▶ _Work to do_
Pull out every line below containing the word "screenshot".

(begin)

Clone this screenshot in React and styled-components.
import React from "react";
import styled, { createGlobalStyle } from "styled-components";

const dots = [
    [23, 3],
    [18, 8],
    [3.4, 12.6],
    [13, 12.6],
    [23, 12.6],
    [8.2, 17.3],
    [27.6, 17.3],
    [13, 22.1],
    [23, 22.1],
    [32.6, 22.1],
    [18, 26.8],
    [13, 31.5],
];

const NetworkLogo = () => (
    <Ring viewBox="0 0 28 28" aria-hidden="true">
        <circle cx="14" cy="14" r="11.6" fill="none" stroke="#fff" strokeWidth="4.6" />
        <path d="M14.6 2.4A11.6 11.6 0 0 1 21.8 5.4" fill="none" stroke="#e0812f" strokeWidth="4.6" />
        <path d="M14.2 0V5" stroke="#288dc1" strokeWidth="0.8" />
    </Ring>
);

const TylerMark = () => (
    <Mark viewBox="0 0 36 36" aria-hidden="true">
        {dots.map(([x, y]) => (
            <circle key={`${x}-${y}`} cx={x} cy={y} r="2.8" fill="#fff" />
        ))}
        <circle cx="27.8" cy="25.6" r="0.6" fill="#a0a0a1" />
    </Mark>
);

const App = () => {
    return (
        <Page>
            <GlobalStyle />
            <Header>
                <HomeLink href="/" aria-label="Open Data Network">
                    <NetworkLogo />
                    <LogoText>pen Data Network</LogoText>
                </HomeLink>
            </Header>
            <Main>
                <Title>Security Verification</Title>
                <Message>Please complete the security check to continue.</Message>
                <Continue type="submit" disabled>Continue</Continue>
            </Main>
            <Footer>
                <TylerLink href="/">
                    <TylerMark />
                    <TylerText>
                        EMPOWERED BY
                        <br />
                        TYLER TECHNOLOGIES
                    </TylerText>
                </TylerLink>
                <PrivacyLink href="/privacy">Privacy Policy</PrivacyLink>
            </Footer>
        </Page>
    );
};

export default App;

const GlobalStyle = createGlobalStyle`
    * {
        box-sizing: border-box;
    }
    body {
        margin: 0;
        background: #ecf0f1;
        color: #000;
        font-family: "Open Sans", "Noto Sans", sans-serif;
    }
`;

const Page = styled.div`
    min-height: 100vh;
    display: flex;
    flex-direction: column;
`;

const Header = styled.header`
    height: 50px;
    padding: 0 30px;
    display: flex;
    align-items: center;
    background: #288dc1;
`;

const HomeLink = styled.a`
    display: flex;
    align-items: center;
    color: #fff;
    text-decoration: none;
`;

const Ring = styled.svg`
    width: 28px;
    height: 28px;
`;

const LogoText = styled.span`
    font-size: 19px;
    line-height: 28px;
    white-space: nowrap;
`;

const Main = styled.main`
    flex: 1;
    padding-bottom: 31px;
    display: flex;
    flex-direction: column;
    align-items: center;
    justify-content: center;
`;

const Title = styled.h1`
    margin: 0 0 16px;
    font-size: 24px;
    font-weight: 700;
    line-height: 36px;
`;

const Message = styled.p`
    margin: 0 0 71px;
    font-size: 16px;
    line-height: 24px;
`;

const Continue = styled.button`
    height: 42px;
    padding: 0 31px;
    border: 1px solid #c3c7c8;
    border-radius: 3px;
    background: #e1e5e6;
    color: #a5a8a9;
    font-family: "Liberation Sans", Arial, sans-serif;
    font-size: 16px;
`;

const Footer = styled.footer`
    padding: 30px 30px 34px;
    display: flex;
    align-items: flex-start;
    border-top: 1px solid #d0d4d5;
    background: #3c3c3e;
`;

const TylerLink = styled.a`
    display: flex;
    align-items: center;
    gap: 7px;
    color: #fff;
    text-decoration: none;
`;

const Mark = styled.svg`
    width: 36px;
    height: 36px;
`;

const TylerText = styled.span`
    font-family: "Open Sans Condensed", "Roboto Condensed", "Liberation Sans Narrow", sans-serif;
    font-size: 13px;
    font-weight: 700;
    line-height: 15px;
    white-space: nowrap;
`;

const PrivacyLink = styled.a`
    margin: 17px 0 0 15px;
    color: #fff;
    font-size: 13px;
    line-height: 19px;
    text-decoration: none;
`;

(end)
(begin)

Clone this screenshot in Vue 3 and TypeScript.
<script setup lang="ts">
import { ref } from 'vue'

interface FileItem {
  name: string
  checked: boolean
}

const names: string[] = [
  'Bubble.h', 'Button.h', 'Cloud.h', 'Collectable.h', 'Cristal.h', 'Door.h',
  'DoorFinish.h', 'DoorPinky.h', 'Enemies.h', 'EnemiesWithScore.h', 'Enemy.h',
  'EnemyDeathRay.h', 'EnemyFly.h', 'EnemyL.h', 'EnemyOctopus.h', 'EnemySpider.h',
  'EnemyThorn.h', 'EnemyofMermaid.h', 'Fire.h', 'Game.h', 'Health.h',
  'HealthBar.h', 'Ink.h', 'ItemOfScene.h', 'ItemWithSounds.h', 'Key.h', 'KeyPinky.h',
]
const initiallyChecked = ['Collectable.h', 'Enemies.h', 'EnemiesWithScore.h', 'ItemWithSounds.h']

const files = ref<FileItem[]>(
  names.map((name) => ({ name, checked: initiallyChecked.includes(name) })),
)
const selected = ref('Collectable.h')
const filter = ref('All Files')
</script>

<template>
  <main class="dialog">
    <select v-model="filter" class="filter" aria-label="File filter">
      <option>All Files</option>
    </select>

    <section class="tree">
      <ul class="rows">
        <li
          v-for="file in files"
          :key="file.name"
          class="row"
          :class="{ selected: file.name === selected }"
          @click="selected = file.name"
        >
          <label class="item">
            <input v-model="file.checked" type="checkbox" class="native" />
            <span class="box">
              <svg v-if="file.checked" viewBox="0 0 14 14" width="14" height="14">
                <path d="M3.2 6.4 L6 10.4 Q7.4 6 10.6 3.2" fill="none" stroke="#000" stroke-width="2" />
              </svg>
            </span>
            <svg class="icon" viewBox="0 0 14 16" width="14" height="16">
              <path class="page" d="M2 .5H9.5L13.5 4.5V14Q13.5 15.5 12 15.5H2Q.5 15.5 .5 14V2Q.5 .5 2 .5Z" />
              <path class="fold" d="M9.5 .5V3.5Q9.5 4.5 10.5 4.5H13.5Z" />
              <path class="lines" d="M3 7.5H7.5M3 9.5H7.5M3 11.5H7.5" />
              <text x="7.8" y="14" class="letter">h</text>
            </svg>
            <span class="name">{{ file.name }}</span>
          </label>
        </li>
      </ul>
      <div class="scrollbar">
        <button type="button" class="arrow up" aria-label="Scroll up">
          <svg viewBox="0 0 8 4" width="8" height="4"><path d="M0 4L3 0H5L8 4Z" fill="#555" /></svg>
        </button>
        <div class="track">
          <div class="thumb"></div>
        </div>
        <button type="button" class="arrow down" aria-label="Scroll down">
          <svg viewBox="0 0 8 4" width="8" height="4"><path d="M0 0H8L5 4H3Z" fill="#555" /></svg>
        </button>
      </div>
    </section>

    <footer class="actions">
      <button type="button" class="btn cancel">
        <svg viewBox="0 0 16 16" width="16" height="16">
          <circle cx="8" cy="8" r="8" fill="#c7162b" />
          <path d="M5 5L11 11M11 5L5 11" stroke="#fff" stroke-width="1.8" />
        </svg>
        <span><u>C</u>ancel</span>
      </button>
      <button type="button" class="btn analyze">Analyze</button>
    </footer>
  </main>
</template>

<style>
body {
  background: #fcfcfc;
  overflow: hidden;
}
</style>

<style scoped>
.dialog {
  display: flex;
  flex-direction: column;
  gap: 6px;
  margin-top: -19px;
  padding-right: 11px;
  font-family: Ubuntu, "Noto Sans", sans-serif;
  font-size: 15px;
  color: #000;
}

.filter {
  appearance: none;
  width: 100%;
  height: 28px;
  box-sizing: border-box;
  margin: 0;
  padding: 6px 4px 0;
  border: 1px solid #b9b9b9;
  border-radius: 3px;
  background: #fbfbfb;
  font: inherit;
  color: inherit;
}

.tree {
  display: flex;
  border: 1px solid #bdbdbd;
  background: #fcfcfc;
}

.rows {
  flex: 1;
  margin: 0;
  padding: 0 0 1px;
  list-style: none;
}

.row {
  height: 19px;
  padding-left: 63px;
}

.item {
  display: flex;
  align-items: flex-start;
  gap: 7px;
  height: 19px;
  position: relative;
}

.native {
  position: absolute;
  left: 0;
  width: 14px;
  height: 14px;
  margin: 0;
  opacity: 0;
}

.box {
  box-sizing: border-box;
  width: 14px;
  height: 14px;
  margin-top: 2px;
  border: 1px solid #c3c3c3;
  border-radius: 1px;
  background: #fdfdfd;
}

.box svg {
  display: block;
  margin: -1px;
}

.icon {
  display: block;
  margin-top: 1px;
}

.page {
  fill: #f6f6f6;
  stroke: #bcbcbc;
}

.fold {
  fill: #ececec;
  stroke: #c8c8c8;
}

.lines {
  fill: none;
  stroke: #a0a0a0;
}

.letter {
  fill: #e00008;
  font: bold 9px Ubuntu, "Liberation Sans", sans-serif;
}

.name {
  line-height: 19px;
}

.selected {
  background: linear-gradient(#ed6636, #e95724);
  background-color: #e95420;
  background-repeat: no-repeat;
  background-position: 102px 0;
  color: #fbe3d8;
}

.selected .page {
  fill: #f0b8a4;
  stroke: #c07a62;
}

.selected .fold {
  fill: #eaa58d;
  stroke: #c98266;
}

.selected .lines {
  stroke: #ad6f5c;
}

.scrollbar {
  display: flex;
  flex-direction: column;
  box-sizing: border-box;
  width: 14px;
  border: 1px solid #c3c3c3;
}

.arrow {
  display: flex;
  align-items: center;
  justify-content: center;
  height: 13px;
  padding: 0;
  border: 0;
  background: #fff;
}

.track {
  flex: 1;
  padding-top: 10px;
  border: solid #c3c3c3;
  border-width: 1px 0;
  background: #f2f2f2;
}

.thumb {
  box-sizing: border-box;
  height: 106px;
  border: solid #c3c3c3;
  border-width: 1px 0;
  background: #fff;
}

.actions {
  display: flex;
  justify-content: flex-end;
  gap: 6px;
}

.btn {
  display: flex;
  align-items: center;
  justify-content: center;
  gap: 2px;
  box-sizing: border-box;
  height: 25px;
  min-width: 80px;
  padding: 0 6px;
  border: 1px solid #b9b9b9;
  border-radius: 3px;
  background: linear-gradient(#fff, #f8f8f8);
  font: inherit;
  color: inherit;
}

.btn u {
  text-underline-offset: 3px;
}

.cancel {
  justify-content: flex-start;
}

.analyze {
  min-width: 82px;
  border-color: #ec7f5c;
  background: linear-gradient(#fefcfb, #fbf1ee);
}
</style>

(end)

▶ _Final result_
Clone this screenshot in React and styled-components.
Clone this screenshot in Vue 3 and TypeScript.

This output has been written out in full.